Keller versicherte, dass der Ressourceneinsatz für Sauberkeit jedes Jahr erhöht worden sei, dennoch bleibe das Gefühl, dass es nicht besser werde. So habe die Stadt allein 20 Mülldetektive im Einsatz. Das sei zwar richtig, aber auch ein trauriger Befund. Die Menschen müssten mehr auf ihre Umgebung achten. Besserung sei aber dennoch in Sicht. Da die Stadt nun Miteigentümerin der Awista ist, würden in den kommenden Jahren Verbesserungen zu spüren sein. Im Mai seien bereits 1500 Schrotträder entfernt worden, Altpapiercontainer würden häufiger geleert und Altkleidercontainer sollen Sperren bekommen, damit die nicht mehr ausgeräumt werden können.

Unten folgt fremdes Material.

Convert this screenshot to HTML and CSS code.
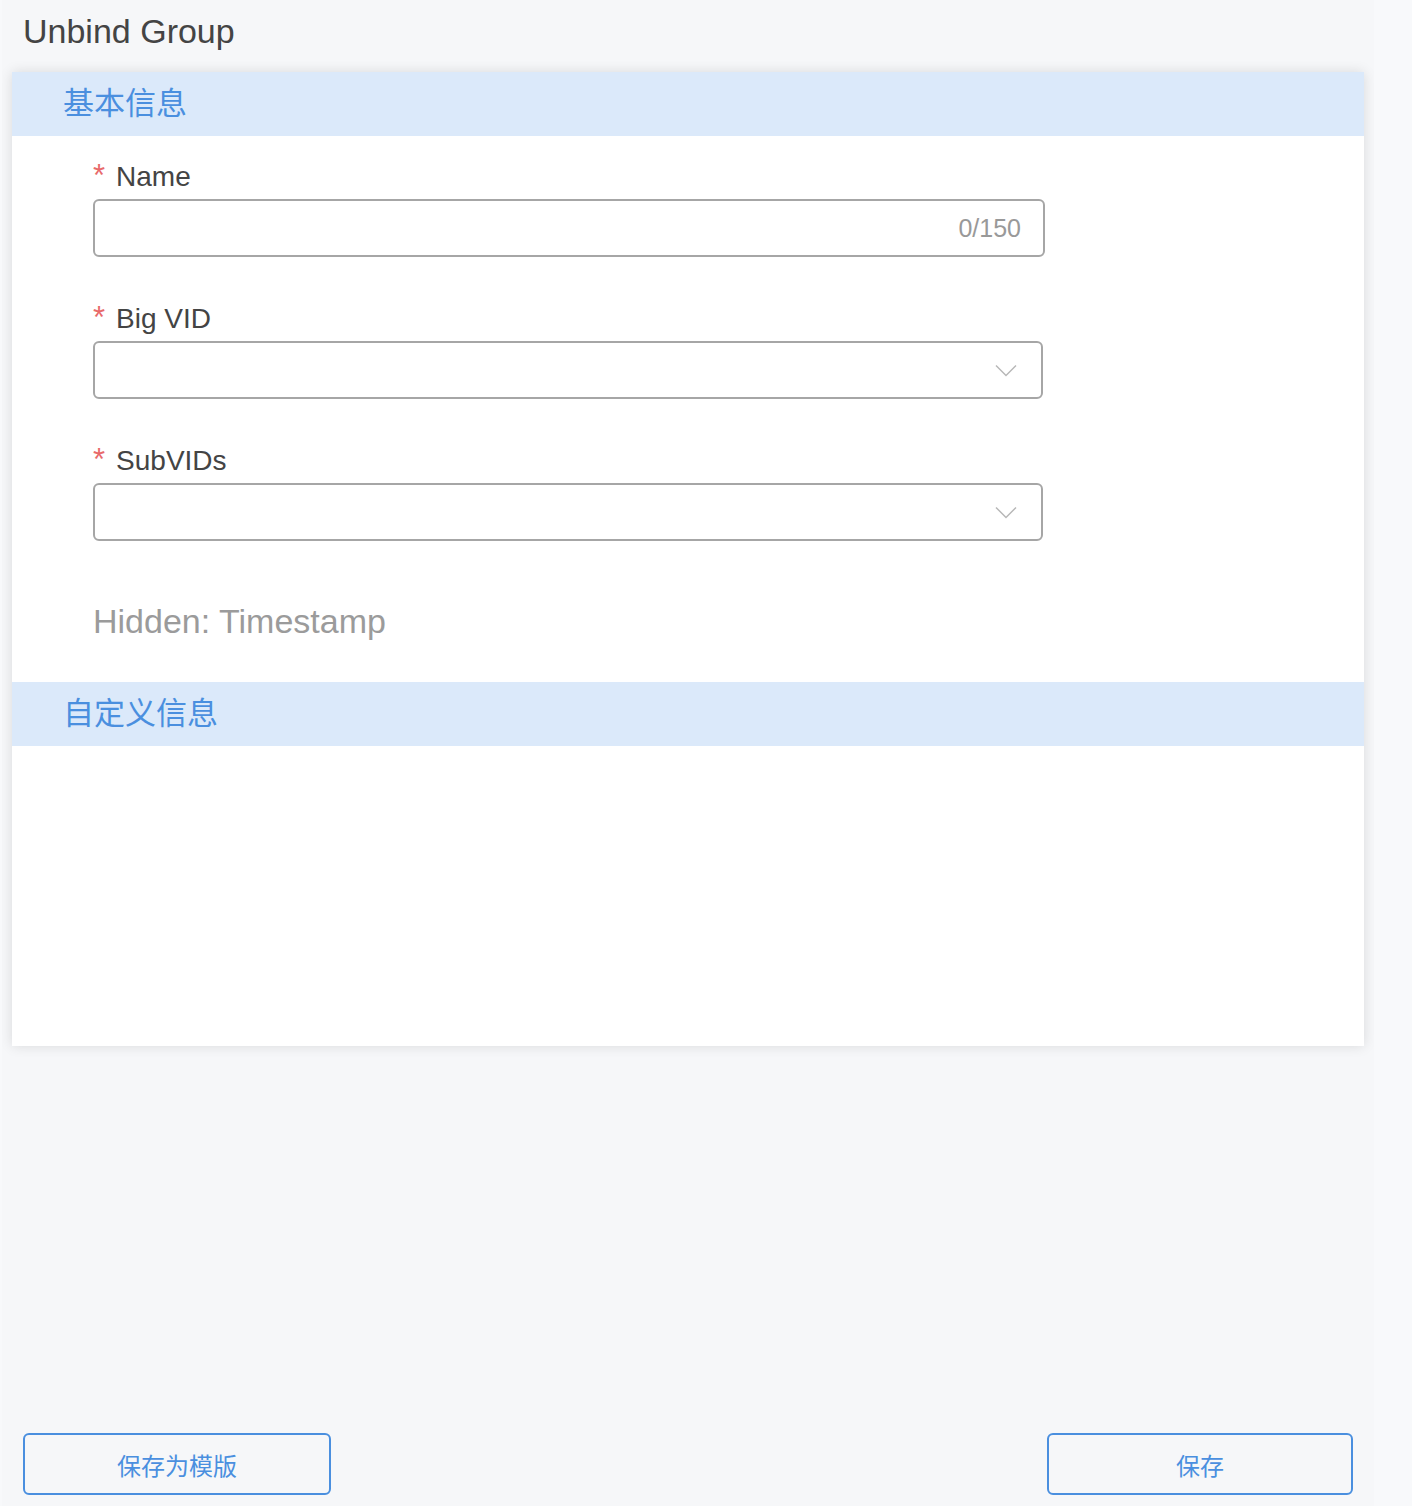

Warum wollen Sie in den kommenden fünf Jahren die Stadt führen?

Gerlach sagte, die Unterschiede zu ihren Konkurrenten seien deutlich geworden. Sie legte ihren Schwerpunkt in den abschließenden 90 Sekunden auf den Schutz von Mieterinnen und Mietern vor Entmietung und Verdrängung, dem Schaffen von bezahlbarem Wohnraum und der Bebauung brachliegender Flächen in der Stadt. Es brauche zudem bessere Bedingungen für Radfahrer und Fußgänger sowie einen besseren ÖPNV.

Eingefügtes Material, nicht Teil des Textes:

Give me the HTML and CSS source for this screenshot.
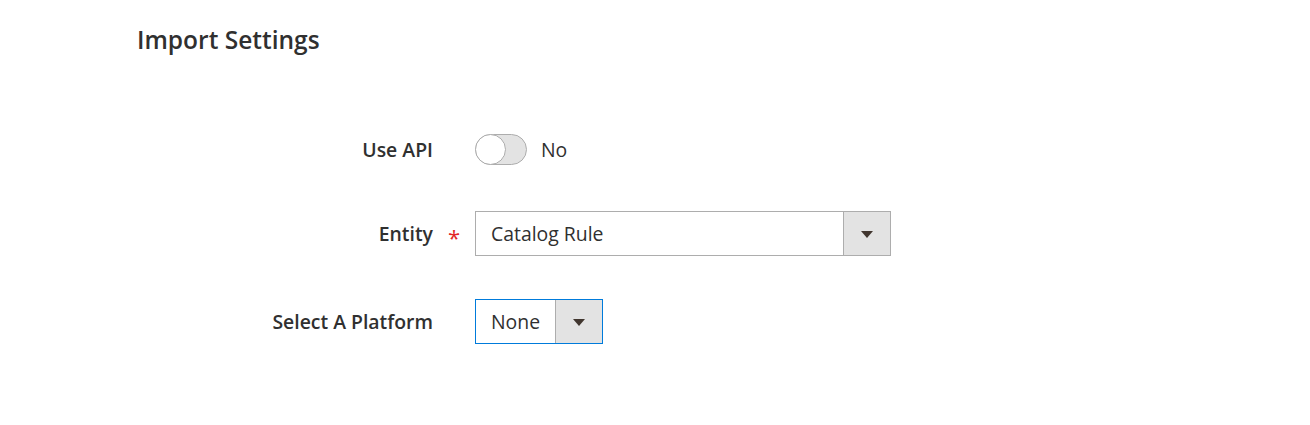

Keller sagte, er wolle die Stadt zukunftsfähig machen, die Wirtschaft stärken und die Infrastruktur in Ordnung bringen. Beispiele: Neubau der Theodor-Heuss-Brücke und der Oper, die Umgestaltung der Kö, die neue Mitte Heerdt mit Deckelung der B7 und der Mitte Hellerhof mit mehr Nahversorgung. Der OB möchte die Obdachlosigkeit beenden, die Kinderbetreuung verlässlich und die Stadt altersgerecht machen.

Zachel wählte spontan bewusst einen anderen Weg. Er brenne mit Herz und Seele für die Stadt und wolle jeden Tag für sie arbeiten. Er sei kein Top-Jurist, aber hier groß geworden, habe eine solide kaufmännische Ausbildung und zwei Studienabschlüsse. Er wisse, dass er nicht alles wisse. In seinem ersten Jahr wolle er mit den Bürgern eine Gesamtstrategie erarbeiten, deren Ziele bis zum Stadtjubiläum 2038 umgesetzt werden sollen.